For the second partition, which will be used as Swap space, select “swap” from the File system type dropdown menu. On a new installation of Fedora 15 with a 100 GB hard disk, 2 GB is allocated to Swap. That, I think, is good enough. When encrypting a disk, Swap must also be encrypted, So enable that option. OK.
The last partition will be mounted at /, and the file system will, of course, be btrfs. If you do not intend to install any other operating system on the hard drive that you are installing this on, you may allocate all remaining disk space to this partition. Be sure to enable “Fill to maximum allowable size” and “Encrypt.” OK.
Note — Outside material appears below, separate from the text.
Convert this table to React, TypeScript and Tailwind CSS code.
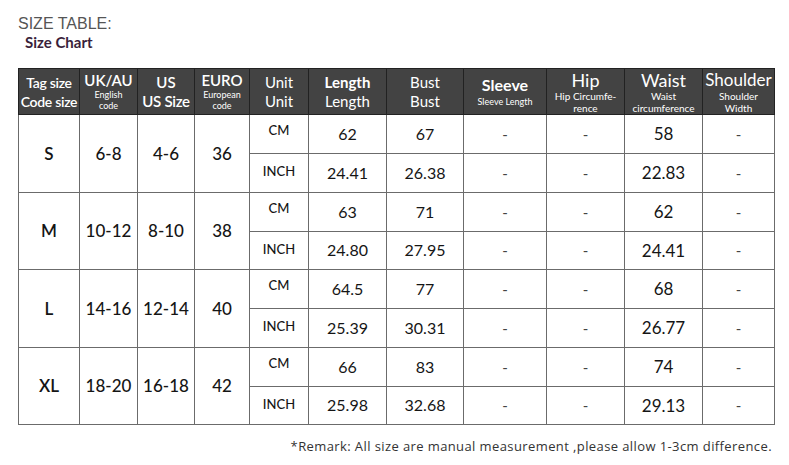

The passphrase the installer is requesting here is what will be used to encrypt the partitions. What you specify here will be needed to unlock them whenever the system boots. For added security, the passphrase should not be the same as that of any other user account on the system.
When installing GRUB, a feature you can enable to further boost the physical security profile of your computer is to password-protect GRUB. You do not have to, but it is recommended.
You will be prompted for the passphrase every time the system boots. By implementing disk encryption in this manner, your computer just moved up on the physical security scale. Just do not forget the passphrase. Keep in mind that while you only configured one passphrase, the system allows you to configure as many as eight. How to manage disk encryption passphrases and key slots offers a step-by-step guide on how to configure additional passphrases. That is it. Fedora 15 on btrfs, encrypted btrfs.